There are many out there who gave up on The Who when Keith Moon died. I was one of them. I did see them again in 1989. I don't remember the show, just that fantastic "Maximum R&B" t-shirt, that I bought and still have. Saw them again in the early 90's perform "Quadrophenia," with then newcomer Starkey on drums. I was not impressed. My friend and I walked out, citing Starkey as the reason. "He ain't Keith Moon." Well, who is?

It is now almost 15 years later, and Zak Starkey drives this band. It is hard to take your eyes off of him. For the love of rock 'n' roll, and because you never know, this really could be the last Who tour, GO SEE THEM! This is no nostalgia act. This is one of the greatest rock bands of all time, and this performance will never let you forget that.

Correspondence Corner:

Name: Beth Harrison
Hometown: Arlington, VA

Poor Cyrus. I find it hard to believe that with all that throw away money for blaming Clinton for 9/11, he can't afford caller ID. It's less than $10 a month. And Cyrus, here's how Caller ID works: you get a phone call.
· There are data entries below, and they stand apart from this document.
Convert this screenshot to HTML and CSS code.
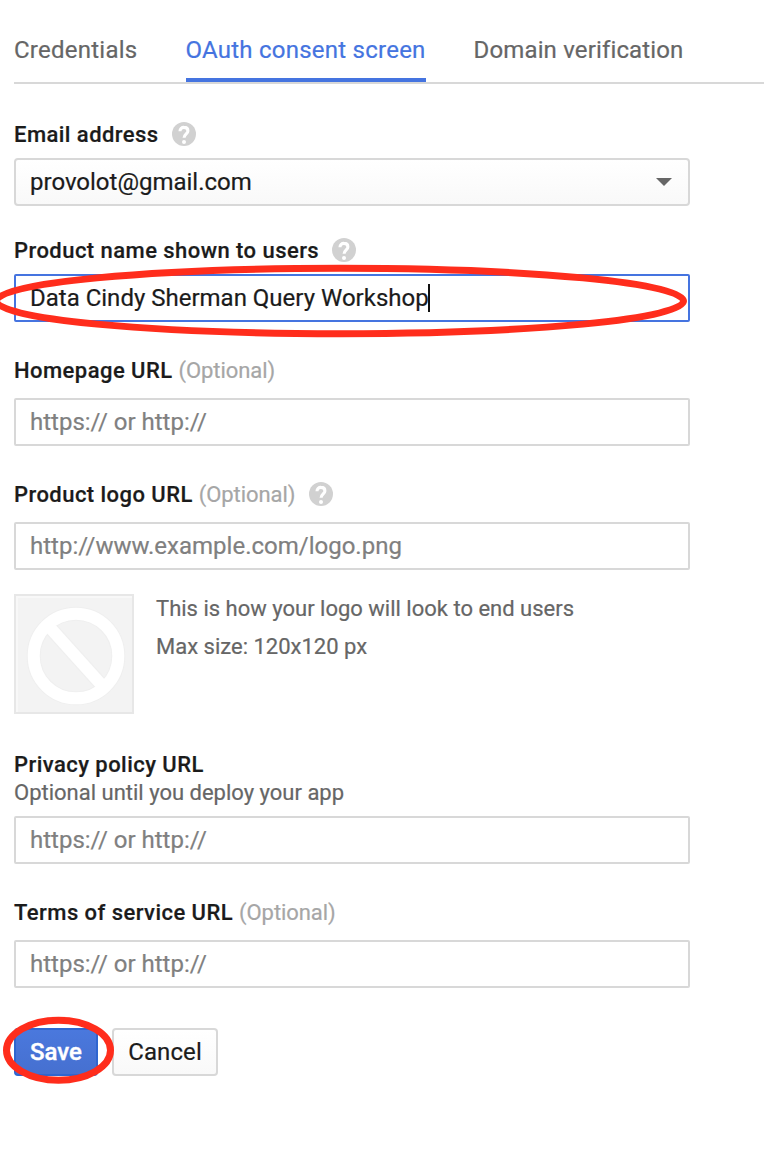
FILE: index.html
```html
<!DOCTYPE html>
<html lang="en">
<head>
<meta charset="utf-8">
<title>OAuth consent screen</title>
<link rel="stylesheet" href="styles.css">
</head>
<body>
<svg class="defs" width="0" height="0" aria-hidden="true">
  <symbol id="help" viewBox="0 0 24 24">
    <circle cx="12" cy="12" r="12" fill="#d1d1d1"/>
    <path d="M8 9.2A3.8 3.8 0 0 1 12 5.4c2.3 0 3.9 1.4 3.9 3.5 0 2.9-3.8 3-3.8 6.9" fill="none" stroke="#fff" stroke-width="3.1"/>
    <circle cx="12" cy="19.9" r="2" fill="#fff"/>
  </symbol>
</svg>
<main class="page">
  <nav class="tabs">
    <a class="tab tab-credentials">Credentials</a>
    <a class="tab tab-active">OAuth consent screen</a>
    <a class="tab tab-domain">Domain verification</a>
  </nav>
  <form class="form">
    <section class="group email">
      <div class="label"><b>Email address</b><svg class="help"><use href="#help"/></svg></div>
      <div class="field select"><span class="mail">provolot@gmail.com</span><svg class="arrow" viewBox="0 0 16 8"><path d="M0 0h16L8 8z" fill="#666"/></svg></div>
    </section>
    <section class="group product">
      <div class="label"><b>Product name shown to users</b><svg class="help"><use href="#help"/></svg></div>
      <div class="field focused"><span class="value">Data Cindy Sherman Query Workshop</span><i class="caret"></i></div>
      <svg class="mark mark-product" viewBox="0 0 700 80"><ellipse cx="340" cy="40" rx="343.5" ry="32.7"/></svg>
    </section>
    <section class="group homepage">
      <div class="label"><b>Homepage URL</b><span class="optional">(Optional)</span></div>
      <div class="field hint">https:// or http://</div>
    </section>
    <section class="group logo-url">
      <div class="label"><b>Product logo URL</b><span class="optional">(Optional)</span><svg class="help"><use href="#help"/></svg></div>
      <div class="field hint hint-logo">http://www.example.com/logo.png</div>
    </section>
    <section class="preview">
      <svg class="placeholder" viewBox="0 0 120 120">
        <path d="M0 0h120v120H0z" fill="#e7e7e7"/>
        <path d="M2 2h116v116H2z" fill="#f8f8f8"/>
        <path d="M4 4h114v114H4z" fill="#f3f3f3"/>
        <g fill="none" stroke="#efefef" stroke-width="14"><circle cx="62" cy="62" r="42.3"/><path d="M34.500 32l54 60"/></g>
        <g fill="none" stroke="#fff" stroke-width="12"><circle cx="62" cy="62" r="42.3"/><path d="M34.500 32l54 60"/></g>
      </svg>
      <div class="notes"><p class="note-look">This is how your logo will look to end users</p><p class="note-size">Max size: 120x120 px</p></div>
    </section>
    <section class="group privacy">
      <div class="label"><b>Privacy policy URL</b></div>
      <p class="sub">Optional until you deploy your app</p>
      <div class="field hint">https:// or http://</div>
    </section>
    <section class="group terms">
      <div class="label"><b>Terms of service URL</b><span class="optional">(Optional)</span></div>
      <div class="field hint">https:// or http://</div>
    </section>
    <div class="actions">
      <button type="button" class="btn save">Save</button>
      <button type="button" class="btn cancel">Cancel</button>
      <svg class="mark mark-save" viewBox="0 0 120 70"><ellipse cx="58.5" cy="35.3" rx="52" ry="30"/></svg>
    </div>
  </form>
</main>
</body>
</html>
```
FILE: styles.css
```css
* { box-sizing: border-box; }
body { margin: 0; background: #fff; color: #1b1b1b; font-family: Roboto, "Liberation Sans", sans-serif; font-size: 24px; overflow: hidden; -webkit-text-stroke: .2px; }
p { margin: 0; }
.defs { position: absolute; }
.page { padding-left: 14px; height: 1164px; }
.tabs { display: flex; height: 84px; border-bottom: 2px solid #d8d8d8; }
.tab { height: 82px; padding-top: 34px; line-height: 32px; color: #666; white-space: nowrap; letter-spacing: .24px; }
.tab-credentials { width: 124px; margin-right: 48px; }
.tab-active { width: 240px; margin-right: 47.5px; color: #4574e0; border-bottom: 4px solid #4574e0; text-indent: -.5px; }
.tab-domain { letter-spacing: .15px; }
.form { width: 676px; padding-top: 34px; }
.group { position: relative; }
.label { display: flex; align-items: center; height: 32px; padding-top: 1px; font-size: 22px; line-height: 32px; white-space: nowrap; letter-spacing: .45px; }
.label b { font-weight: 500; }
.optional { margin-left: 6px; color: #a6a6a6; letter-spacing: -.07px; }
.help { width: 24px; height: 24px; margin: -1px 0 0 13px; flex: none; }
.optional + .help { margin-left: 14px; }
.field { display: flex; align-items: center; height: 48px; padding: 0 14px; border: 2px solid #d8d8d8; border-radius: 2px; line-height: 44px; white-space: nowrap; }
.select { justify-content: space-between; background: linear-gradient(#fff, #f9f9f9); border-radius: 4px; }
.arrow { width: 16px; height: 8px; margin-right: 2px; }
.focused { border-color: #4574e0; }
.caret { width: 2px; height: 28px; margin-left: -1px; background: #111; }
.hint { color: #808080; }
.email .label, .product .label { margin-bottom: 8px; }
.product { margin-top: 28px; }
.homepage { margin-top: 32px; }
.homepage .label, .logo-url .label, .terms .label { margin-bottom: 12px; }
.logo-url, .terms { margin-top: 32px; }
.preview { display: flex; gap: 22px; margin-top: 24px; }
.placeholder { width: 120px; height: 120px; }
.notes { margin-top: -4px; font-size: 22px; line-height: 38px; color: #666; }
.privacy { margin-top: 34px; }
.sub { margin-top: -3px; margin-bottom: 7px; color: #666; font-size: 22px; line-height: 32px; }
.actions { position: relative; display: flex; gap: 14px; margin-top: 40px; }
.btn { height: 48px; padding: 0; border: 2px solid #d8d8d8; border-radius: 4px; background: linear-gradient(#fff, #f9f9f9); color: #1b1b1b; font: 24px/44px Roboto, "Liberation Sans", sans-serif; }
.save { width: 84px; border-color: #2f66d0; background: linear-gradient(#4a78dd, #4670d0); color: #fff; font-weight: 500; -webkit-text-stroke: .4px; }
.cancel { width: 106px; letter-spacing: .1px; }
.mark { position: absolute; overflow: visible; fill: none; stroke: #ff2d1c; stroke-width: 7; pointer-events: none; }
.mark-product { left: -14px; top: 27px; width: 700px; height: 80px; }
.mark-save { left: -14px; top: -13px; width: 120px; height: 70px; }
```
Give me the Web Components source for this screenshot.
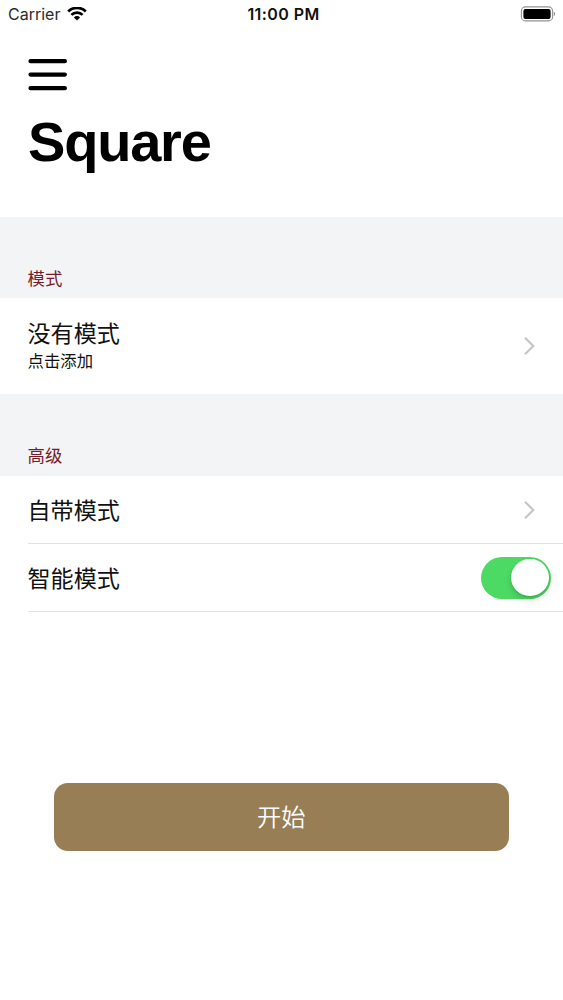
<!DOCTYPE html>
<html lang="zh-CN">
<head>
<meta charset="utf-8">
<title>Square</title>
<style>
html,body{margin:0;height:100%;background:#fff}
body{font-family:Inter,"Noto Sans CJK SC",sans-serif;color:#111;overflow:hidden}
</style>
</head>
<body>
<square-screen></square-screen>
<script>
function define(name, html) {
  const template = document.createElement('template');
  template.innerHTML = html;
  customElements.define(name, class extends HTMLElement {
    constructor() {
      super();
      this.attachShadow({mode: 'open'}).append(template.content.cloneNode(true));
    }
  });
}

define('status-bar', `
<style>
:host{display:grid;grid-template-columns:1fr auto 1fr;align-items:center;height:28px;padding:0 8px 0 8px;box-sizing:border-box;font-size:16px;line-height:28px}
.left{display:flex;align-items:center;gap:7px;color:#2b2b2d}
.carrier{letter-spacing:0}
.time{font-weight:600;letter-spacing:.42px;color:#111;padding-left:4px}
.right{display:flex;justify-content:flex-end}
svg{display:block}
</style>
<div class="left"><span class="carrier">Carrier</span>
<svg width="20" height="14" viewBox="0 .6 20 14" fill="none" stroke="#000" stroke-width="2.7"><path d="M1.2 5.1a12.4 12.4 0 0 1 17.6 0M4.4 8.5a7.9 7.9 0 0 1 11.2 0"/><path d="M6.9 11a4.4 4.4 0 0 1 6.2 0L10 14.1z" fill="#000" stroke="none"/></svg></div>
<span class="time">11:00 PM</span>
<div class="right"><svg width="35" height="16" viewBox="0 0 35 16"><rect x="1.4" y=".9" width="31.2" height="14" rx="4" fill="#fff" stroke="#929292" stroke-width="1.1"/><rect x="3.4" y="2.9" width="27.2" height="10" rx="2" fill="#000"/><path d="M33.8 5.8c1.6.6 1.6 3.6 0 4.2z" fill="#888"/></svg></div>`);

define('menu-button', `
<style>:host{display:block;width:40px;height:34px}svg{display:block}</style>
<svg width="40" height="34" viewBox="0 0 40 34" stroke="#000" stroke-width="4.2" stroke-linecap="round"><path d="M2.5 3.2h34.4M2.5 16.6h34.4M2.5 30.2h34.4"/></svg>`);

define('page-header', `
<style>
:host{display:block;height:189px;padding:30px 28px 0;box-sizing:border-box}
h1{margin:18px 0 0;font:700 56px/64px "Liberation Sans",Arial,sans-serif;letter-spacing:-1.2px;color:#000}
</style>
<menu-button></menu-button><h1><slot></slot></h1>`);

define('section-title', `
<style>
:host{display:flex;align-items:flex-end;height:var(--band,81px);padding:0 27.5px var(--drop,6px);box-sizing:border-box;background:#f3f4f6;color:#781b2b;font-size:17.4px;line-height:26px}
</style><slot></slot>`);

define('chevron-icon', `
<style>:host{display:block}svg{display:block}</style>
<svg width="12" height="20" viewBox="0 0 12 20" fill="none" stroke="#c6c6ca" stroke-width="2.2"><path d="M1 1.7L9.3 10 1 18.3"/></svg>`);

define('toggle-switch', `
<style>
:host{display:flex;justify-content:flex-end;width:70px;height:42px;padding:2.2px;box-sizing:border-box;border-radius:21px;background:#4cd964}
i{width:37.6px;height:37.6px;border-radius:50%;background:#fff;box-shadow:0 4px 6px rgba(0,0,0,.14),0 1px 2px rgba(0,0,0,.12)}
</style><i></i>`);

define('list-row', `
<style>
:host{display:block;height:var(--row,68px);padding-left:27.5px;box-sizing:border-box}
.inner{display:flex;justify-content:space-between;align-items:center;height:100%;box-sizing:border-box;padding-right:var(--end,27px);border-bottom:var(--line,1px solid #e2e2e4)}
.text{display:flex;flex-direction:column;padding-top:var(--nudge,2px);font-size:23.1px;line-height:30px;color:#111}
::slotted([slot=detail]){font-size:16.4px;line-height:25px}
</style>
<div class="inner"><div class="text"><slot></slot><slot name="detail"></slot></div><slot name="end"></slot></div>`);

define('start-button', `
<style>
:host{display:block}
button{display:block;width:100%;height:68px;border:0;border-radius:14px;padding:0 0 2px;background:#987e54;color:#fff;font:350 24.3px/66px "Noto Sans CJK SC",sans-serif}
</style><button><slot></slot></button>`);

define('square-screen', `
<style>
:host{display:flex;flex-direction:column;height:1000px;background:#fff}
.detail{--row:96px;--line:0;--nudge:0}
.second{--band:82px;--drop:7px}
.switch{--end:12px}
start-button{margin:171px 54.5px 0 54px}
</style>
<status-bar></status-bar>
<page-header>Square</page-header>
<section-title>模式</section-title>
<list-row class="detail"><span>没有模式</span><span slot="detail">点击添加</span><chevron-icon slot="end"></chevron-icon></list-row>
<section-title class="second">高级</section-title>
<list-row><span>自带模式</span><chevron-icon slot="end"></chevron-icon></list-row>
<list-row class="switch"><span>智能模式</span><toggle-switch slot="end"></toggle-switch></list-row>
<start-button>开始</start-button>`);
</script>
</body>
</html>
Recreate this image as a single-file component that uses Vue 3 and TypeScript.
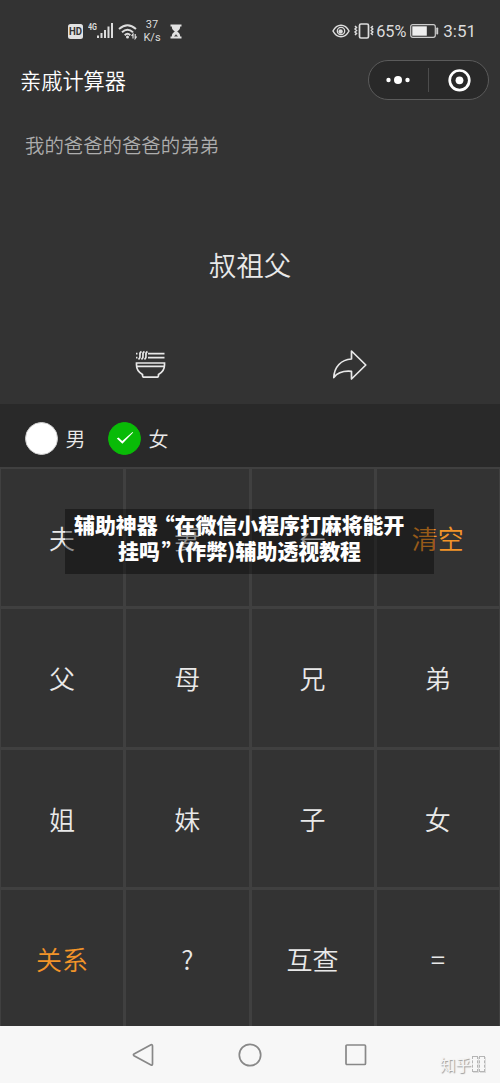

The name and number appears on a display. You decide to answer the phone, or let it go to voicemail. Do I have to explain voicemail as well, or does your phone system consist of string and two tin cans? And the people calling Cyrus, CUT IT OUT!

Name: Larry M. Beasley
Hometown: Greenfield, Wisconsin

This doesn't have much to do with what you've been posting lately. BUT it is true and I will gladly swear on what ever stack of religious tomes you feel free to assemble.

Once upon a time, when Ann Richards was the state treasurer she and a huge group of state employees/elected officials had a gathering at a local hotel. This was before she went out 12-stepping and she had "had a few" as the saying goes.

"You know I spend a good piece of my day listening to people bitch. And I always ask 'em, did you vote? And they always tell me they don't have time or they don't believe it makes a difference or whatever...

And do you know what I want to tell 'em? If you don't vote, you don't have a right to bitch."

This was one of those real life moments I think it belongs to a wider audience.